_What is expected_. Transcribe the whole listing without a single picture.

===== Recorded information =====

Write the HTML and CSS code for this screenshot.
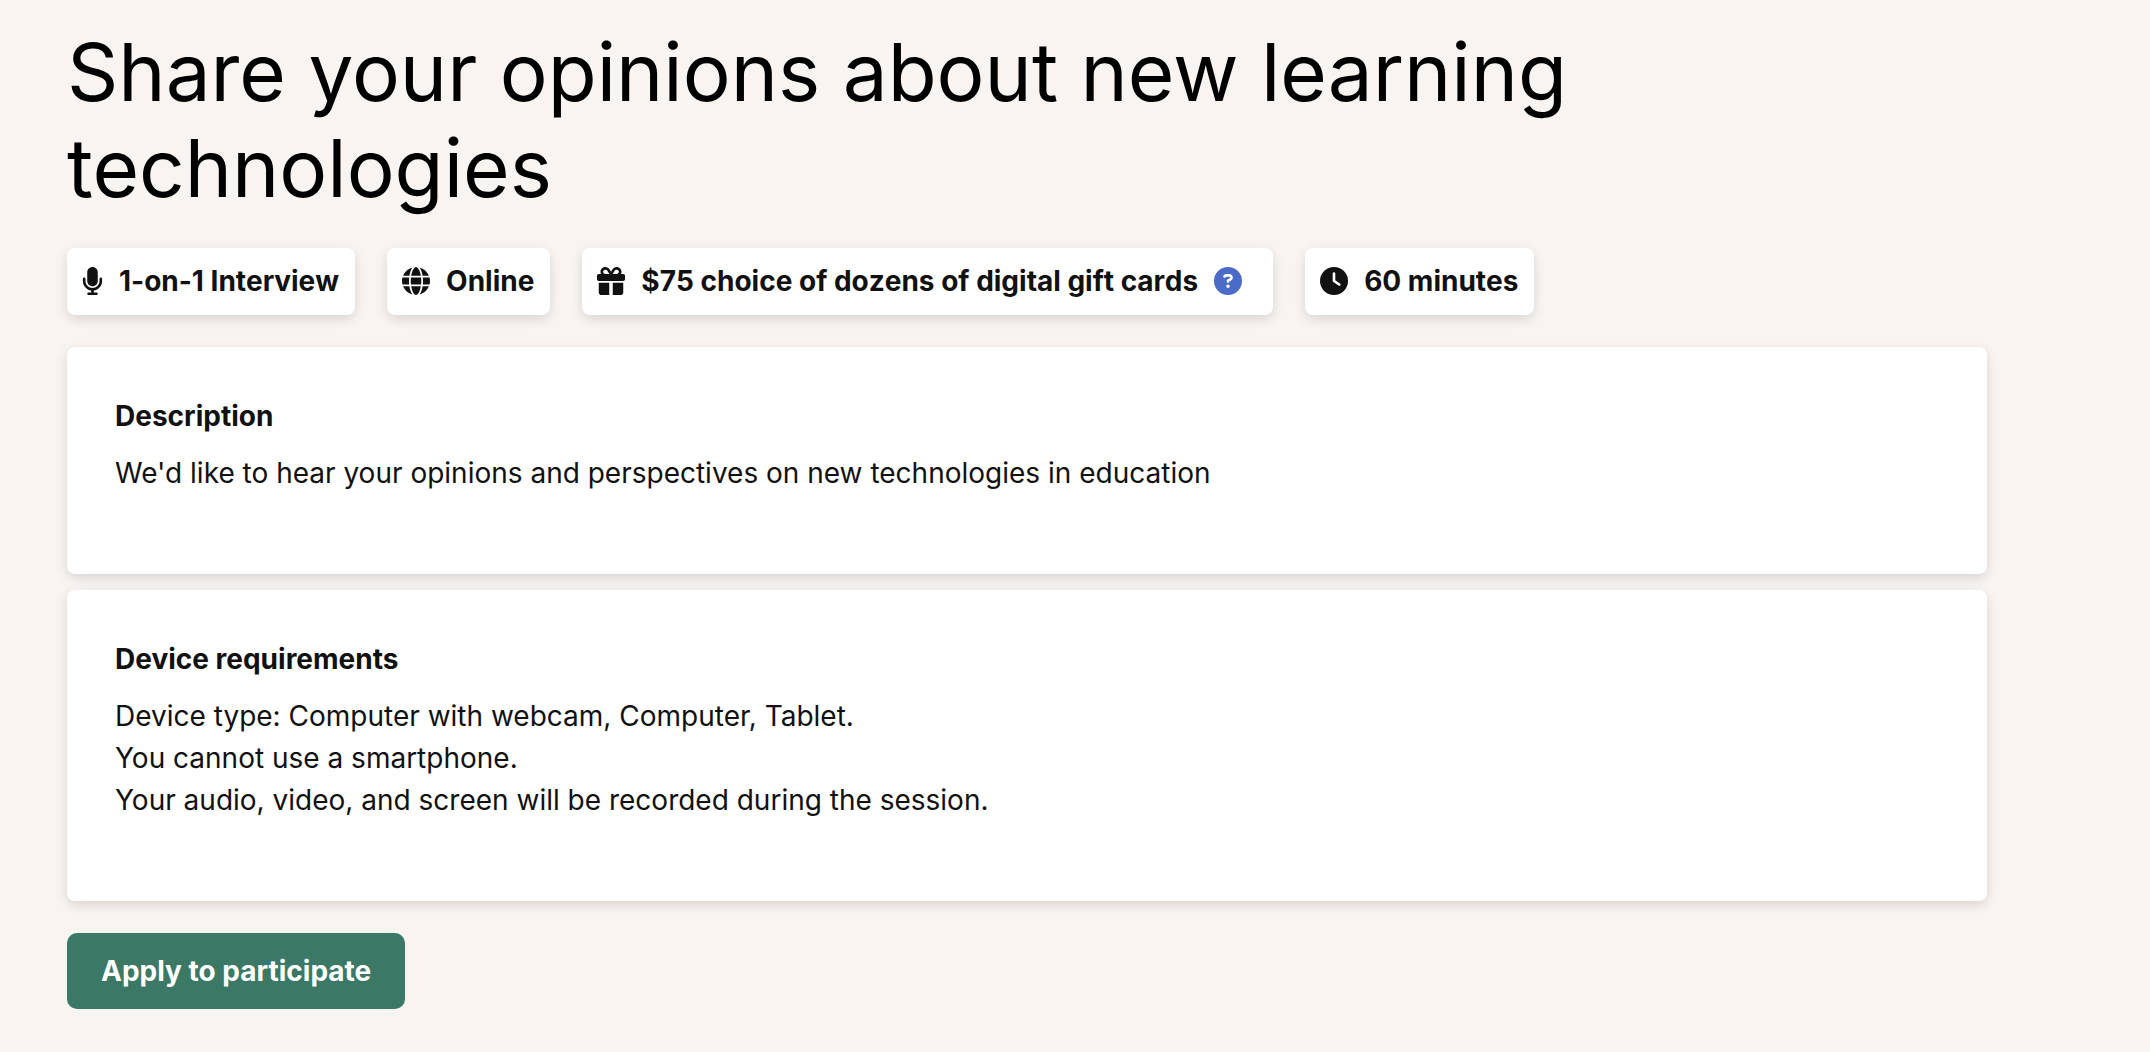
FILE: index.html
```html
<!DOCTYPE html>
<html lang="en">
<head>
<meta charset="utf-8">
<meta name="viewport" content="width=device-width, initial-scale=1">
<title>Share your opinions about new learning technologies</title>
<link rel="stylesheet" href="styles.css">
</head>
<body>
<main class="study">
  <h1 class="study-title">Share your opinions about new learning technologies</h1>

  <ul class="facts">
    <li class="fact">
      <svg class="icon icon-narrow" viewBox="0 0 384 512" aria-hidden="true"><path d="M192 0C139 0 96 43 96 96V256c0 53 43 96 96 96s96-43 96-96V96c0-53-43-96-96-96zM64 216c0-13.300-10.700-24-24-24s-24 10.700-24 24v40c0 89.100 66.200 162.700 152 174.400V464H120c-13.300 0-24 10.700-24 24s10.700 24 24 24h72 72c13.300 0 24-10.700 24-24s-10.700-24-24-24H216V430.400c85.800-11.700 152-85.300 152-174.400V216c0-13.300-10.700-24-24-24s-24 10.700-24 24v40c0 70.700-57.300 128-128 128s-128-57.300-128-128V216z"/></svg>
      <span>1-on-1 Interview</span>
    </li>
    <li class="fact">
      <svg class="icon" viewBox="0 0 512 512" aria-hidden="true"><path d="M352 256c0 22.200-1.200 43.600-3.300 64H163.300c-2.200-20.400-3.300-41.800-3.300-64s1.200-43.600 3.300-64H348.700c2.200 20.400 3.300 41.800 3.300 64zm28.800-64H503.900c5.300 20.500 8.100 41.900 8.100 64s-2.800 43.500-8.100 64H380.800c2.100-20.600 3.200-42 3.200-64s-1.100-43.400-3.200-64zm112.600-32H376.700c-10-63.900-29.800-117.400-55.300-151.600c78.300 20.700 142 77.500 171.900 151.600zm-149.100 0H167.700c6.100-36.400 15.500-68.600 27-94.700c10.500-23.600 22.200-40.700 33.500-51.500C239.400 3.200 248.700 0 256 0s16.600 3.200 27.800 13.800c11.300 10.800 23 27.900 33.500 51.500c11.600 26 20.900 58.200 27 94.700zm-209 0H18.600C48.600 85.900 112.200 29.100 190.600 8.400C165.100 42.600 145.300 96.100 135.300 160zM8.100 192H131.200c-2.100 20.600-3.200 42-3.200 64s1.100 43.400 3.200 64H8.100C2.800 299.500 0 278.100 0 256s2.800-43.500 8.100-64zM194.700 446.600c-11.600-26-20.900-58.200-27-94.600H344.300c-6.100 36.400-15.500 68.600-27 94.600c-10.500 23.600-22.200 40.700-33.500 51.500C272.600 508.800 263.300 512 256 512s-16.600-3.200-27.800-13.800c-11.300-10.800-23-27.900-33.500-51.500zM135.300 352c10 63.900 29.800 117.400 55.300 151.600C112.200 482.900 48.600 426.100 18.600 352H135.300zm358.100 0c-30 74.100-93.600 130.900-171.900 151.600c25.500-34.200 45.200-87.700 55.300-151.600H493.400z"/></svg>
      <span>Online</span>
    </li>
    <li class="fact">
      <svg class="icon" viewBox="0 0 512 512" aria-hidden="true"><path d="M190.500 68.800L225.300 128H224 152c-22.100 0-40-17.900-40-40s17.900-40 40-40h2.200c14.900 0 28.800 7.900 36.300 20.800zM64 88c0 14.400 3.500 28 9.600 40H32c-17.700 0-32 14.300-32 32v64c0 17.700 14.300 32 32 32H480c17.700 0 32-14.300 32-32V160c0-17.700-14.300-32-32-32H438.400c6.100-12 9.600-25.600 9.600-40c0-48.600-39.400-88-88-88h-2.200c-31.900 0-61.500 16.900-77.700 44.400L256 85.500l-24.100-41C215.700 16.900 186.100 0 154.200 0H152C103.400 0 64 39.400 64 88zm336 0c0 22.100-17.900 40-40 40H288h-1.300l34.800-59.200C329.100 55.900 342.900 48 357.800 48H360c22.100 0 40 17.900 40 40zM32 288V464c0 26.500 21.500 48 48 48H224V288H32zM288 512H432c26.500 0 48-21.500 48-48V288H288V512z"/></svg>
      <span>$75 choice of dozens of digital gift cards</span>
      <button class="help" type="button" aria-label="About gift cards">
        <svg class="icon" viewBox="0 0 512 512" aria-hidden="true"><path d="M256 512A256 256 0 1 0 256 0a256 256 0 1 0 0 512zM169.800 165.300c7.900-22.300 29.100-37.300 52.800-37.300h58.300c34.900 0 63.100 28.300 63.100 63.100c0 22.600-12.100 43.500-31.700 54.800L280 264.400c-.2 13-10.900 23.600-24 23.600c-13.300 0-24-10.700-24-24V250.500c0-8.600 4.600-16.500 12.100-20.800l44.300-25.400c4.700-2.700 7.600-7.700 7.600-13.100c0-8.400-6.800-15.100-15.100-15.100H222.600c-3.400 0-6.400 2.100-7.500 5.300l-.4 1.200c-4.400 12.500-18.200 19-30.600 14.600s-19-18.200-14.600-30.600l.4-1.200zM224 352a32 32 0 1 1 64 0 32 32 0 1 1 -64 0z"/></svg>
      </button>
    </li>
    <li class="fact">
      <svg class="icon" viewBox="0 0 512 512" aria-hidden="true"><path d="M256 0a256 256 0 1 1 0 512A256 256 0 1 1 256 0zM232 120V256c0 8 4 15.500 10.700 20l96 64c11 7.400 25.900 4.400 33.300-6.700s4.400-25.900-6.700-33.300L280 243.200V120c0-13.300-10.700-24-24-24s-24 10.700-24 24z"/></svg>
      <span>60 minutes</span>
    </li>
  </ul>

  <section class="card">
    <h2 class="card-title">Description</h2>
    <p class="card-text">We'd like to hear your opinions and perspectives on new technologies in education</p>
  </section>

  <section class="card">
    <h2 class="card-title">Device requirements</h2>
    <p class="card-text">Device type: Computer with webcam, Computer, Tablet.<br>You cannot use a smartphone.<br>Your audio, video, and screen will be recorded during the session.</p>
  </section>

  <button class="apply" type="button">Apply to participate</button>
</main>
</body>
</html>
```

FILE: styles.css
```css
* {
  box-sizing: border-box;
}

body {
  margin: 0;
  background: #f8f4f1;
  color: #111;
  font-family: Inter, "Liberation Sans", sans-serif;
  font-size: 28px;
  line-height: 42px;
}

.study {
  max-width: 2054px;
  padding: 24px 67px 43px;
}

.study-title {
  margin: 0 0 32px;
  color: #000;
  font-size: 80px;
  font-weight: 400;
  line-height: 96px;
}

.facts {
  display: flex;
  flex-wrap: wrap;
  gap: 32px;
  margin: 0 0 32px;
  padding: 0;
  list-style: none;
}

.fact {
  display: flex;
  align-items: center;
  gap: 16px;
  padding: 12px 16px 13px 15px;
  border-radius: 8px;
  background: #fff;
  box-shadow: 0 4px 12px rgba(0, 0, 0, 0.13);
  font-weight: 700;
  font-feature-settings: "calt" 0;
  font-kerning: none;
}

.icon {
  display: block;
  width: 28px;
  height: 28px;
  fill: currentColor;
}

.icon-narrow {
  width: 21px;
}

.help {
  margin-right: 15px;
  padding: 0;
  border: 0;
  border-radius: 50%;
  background: none;
  color: #4a6cc7;
  cursor: pointer;
}

.card {
  margin-bottom: 16px;
  padding: 48px 48px 80px;
  border-radius: 8px;
  background: #fff;
  box-shadow: 0 4px 12px rgba(0, 0, 0, 0.13);
}

.card-title {
  margin: 0 0 15px;
  font-size: 28px;
  font-weight: 700;
  line-height: 42px;
}

.card-text {
  margin: 0;
}

.apply {
  margin-top: 16px;
  padding: 17px 34px;
  border: 0;
  border-radius: 10px;
  background: #3b7865;
  color: #fff;
  font: inherit;
  font-weight: 700;
  cursor: pointer;
}
```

=====

_Finished answer_.
Write the HTML and CSS code for this screenshot.
FILE: index.html
```html
<!DOCTYPE html>
<html lang="en">
<head>
<meta charset="utf-8">
<meta name="viewport" content="width=device-width, initial-scale=1">
<title>Share your opinions about new learning technologies</title>
<link rel="stylesheet" href="styles.css">
</head>
<body>
<main class="study">
  <h1 class="study-title">Share your opinions about new learning technologies</h1>

  <ul class="facts">
    <li class="fact">
      <svg class="icon icon-narrow" viewBox="0 0 384 512" aria-hidden="true"><path d="M192 0C139 0 96 43 96 96V256c0 53 43 96 96 96s96-43 96-96V96c0-53-43-96-96-96zM64 216c0-13.300-10.700-24-24-24s-24 10.700-24 24v40c0 89.100 66.200 162.700 152 174.400V464H120c-13.300 0-24 10.700-24 24s10.700 24 24 24h72 72c13.300 0 24-10.700 24-24s-10.700-24-24-24H216V430.400c85.800-11.700 152-85.300 152-174.400V216c0-13.300-10.700-24-24-24s-24 10.700-24 24v40c0 70.700-57.300 128-128 128s-128-57.300-128-128V216z"/></svg>
      <span>1-on-1 Interview</span>
    </li>
    <li class="fact">
      <svg class="icon" viewBox="0 0 512 512" aria-hidden="true"><path d="M352 256c0 22.200-1.200 43.600-3.300 64H163.300c-2.200-20.400-3.300-41.800-3.300-64s1.200-43.600 3.300-64H348.700c2.200 20.400 3.300 41.800 3.300 64zm28.800-64H503.900c5.300 20.500 8.100 41.900 8.100 64s-2.800 43.500-8.100 64H380.800c2.100-20.600 3.200-42 3.200-64s-1.100-43.400-3.200-64zm112.600-32H376.700c-10-63.900-29.800-117.400-55.300-151.600c78.300 20.700 142 77.500 171.900 151.600zm-149.100 0H167.700c6.100-36.400 15.500-68.600 27-94.700c10.500-23.600 22.200-40.700 33.500-51.500C239.400 3.200 248.700 0 256 0s16.600 3.200 27.800 13.800c11.300 10.800 23 27.900 33.500 51.500c11.600 26 20.900 58.200 27 94.700zm-209 0H18.600C48.600 85.900 112.200 29.100 190.600 8.400C165.100 42.600 145.300 96.100 135.300 160zM8.100 192H131.200c-2.100 20.600-3.200 42-3.200 64s1.100 43.400 3.200 64H8.100C2.800 299.500 0 278.100 0 256s2.800-43.500 8.100-64zM194.700 446.600c-11.600-26-20.900-58.200-27-94.600H344.300c-6.100 36.400-15.500 68.600-27 94.600c-10.500 23.600-22.200 40.700-33.500 51.500C272.600 508.800 263.300 512 256 512s-16.600-3.200-27.800-13.800c-11.300-10.800-23-27.900-33.500-51.500zM135.300 352c10 63.900 29.800 117.400 55.300 151.600C112.200 482.900 48.600 426.100 18.600 352H135.300zm358.100 0c-30 74.100-93.600 130.900-171.900 151.600c25.500-34.200 45.200-87.700 55.300-151.600H493.400z"/></svg>
      <span>Online</span>
    </li>
    <li class="fact">
      <svg class="icon" viewBox="0 0 512 512" aria-hidden="true"><path d="M190.500 68.800L225.300 128H224 152c-22.100 0-40-17.900-40-40s17.900-40 40-40h2.200c14.900 0 28.800 7.900 36.300 20.800zM64 88c0 14.400 3.500 28 9.600 40H32c-17.700 0-32 14.300-32 32v64c0 17.700 14.300 32 32 32H480c17.700 0 32-14.300 32-32V160c0-17.700-14.300-32-32-32H438.400c6.100-12 9.600-25.600 9.600-40c0-48.600-39.400-88-88-88h-2.200c-31.900 0-61.500 16.900-77.700 44.400L256 85.500l-24.100-41C215.700 16.900 186.100 0 154.200 0H152C103.400 0 64 39.400 64 88zm336 0c0 22.100-17.900 40-40 40H288h-1.300l34.800-59.200C329.100 55.900 342.900 48 357.800 48H360c22.100 0 40 17.900 40 40zM32 288V464c0 26.500 21.500 48 48 48H224V288H32zM288 512H432c26.500 0 48-21.500 48-48V288H288V512z"/></svg>
      <span>$75 choice of dozens of digital gift cards</span>
      <button class="help" type="button" aria-label="About gift cards">
        <svg class="icon" viewBox="0 0 512 512" aria-hidden="true"><path d="M256 512A256 256 0 1 0 256 0a256 256 0 1 0 0 512zM169.800 165.300c7.900-22.300 29.100-37.300 52.800-37.300h58.300c34.900 0 63.100 28.300 63.100 63.100c0 22.600-12.100 43.500-31.700 54.800L280 264.400c-.2 13-10.900 23.600-24 23.600c-13.300 0-24-10.700-24-24V250.500c0-8.600 4.600-16.500 12.100-20.800l44.300-25.400c4.700-2.700 7.600-7.700 7.600-13.100c0-8.400-6.800-15.100-15.100-15.100H222.600c-3.400 0-6.400 2.100-7.500 5.300l-.4 1.200c-4.400 12.500-18.200 19-30.600 14.600s-19-18.200-14.600-30.600l.4-1.200zM224 352a32 32 0 1 1 64 0 32 32 0 1 1 -64 0z"/></svg>
      </button>
    </li>
    <li class="fact">
      <svg class="icon" viewBox="0 0 512 512" aria-hidden="true"><path d="M256 0a256 256 0 1 1 0 512A256 256 0 1 1 256 0zM232 120V256c0 8 4 15.500 10.700 20l96 64c11 7.400 25.900 4.400 33.300-6.700s4.400-25.900-6.700-33.300L280 243.200V120c0-13.300-10.700-24-24-24s-24 10.700-24 24z"/></svg>
      <span>60 minutes</span>
    </li>
  </ul>

  <section class="card">
    <h2 class="card-title">Description</h2>
    <p class="card-text">We'd like to hear your opinions and perspectives on new technologies in education</p>
  </section>

  <section class="card">
    <h2 class="card-title">Device requirements</h2>
    <p class="card-text">Device type: Computer with webcam, Computer, Tablet.<br>You cannot use a smartphone.<br>Your audio, video, and screen will be recorded during the session.</p>
  </section>

  <button class="apply" type="button">Apply to participate</button>
</main>
</body>
</html>
```

FILE: styles.css
```css
* {
  box-sizing: border-box;
}

body {
  margin: 0;
  background: #f8f4f1;
  color: #111;
  font-family: Inter, "Liberation Sans", sans-serif;
  font-size: 28px;
  line-height: 42px;
}

.study {
  max-width: 2054px;
  padding: 24px 67px 43px;
}

.study-title {
  margin: 0 0 32px;
  color: #000;
  font-size: 80px;
  font-weight: 400;
  line-height: 96px;
}

.facts {
  display: flex;
  flex-wrap: wrap;
  gap: 32px;
  margin: 0 0 32px;
  padding: 0;
  list-style: none;
}

.fact {
  display: flex;
  align-items: center;
  gap: 16px;
  padding: 12px 16px 13px 15px;
  border-radius: 8px;
  background: #fff;
  box-shadow: 0 4px 12px rgba(0, 0, 0, 0.13);
  font-weight: 700;
  font-feature-settings: "calt" 0;
  font-kerning: none;
}

.icon {
  display: block;
  width: 28px;
  height: 28px;
  fill: currentColor;
}

.icon-narrow {
  width: 21px;
}

.help {
  margin-right: 15px;
  padding: 0;
  border: 0;
  border-radius: 50%;
  background: none;
  color: #4a6cc7;
  cursor: pointer;
}

.card {
  margin-bottom: 16px;
  padding: 48px 48px 80px;
  border-radius: 8px;
  background: #fff;
  box-shadow: 0 4px 12px rgba(0, 0, 0, 0.13);
}

.card-title {
  margin: 0 0 15px;
  font-size: 28px;
  font-weight: 700;
  line-height: 42px;
}

.card-text {
  margin: 0;
}

.apply {
  margin-top: 16px;
  padding: 17px 34px;
  border: 0;
  border-radius: 10px;
  background: #3b7865;
  color: #fff;
  font: inherit;
  font-weight: 700;
  cursor: pointer;
}
```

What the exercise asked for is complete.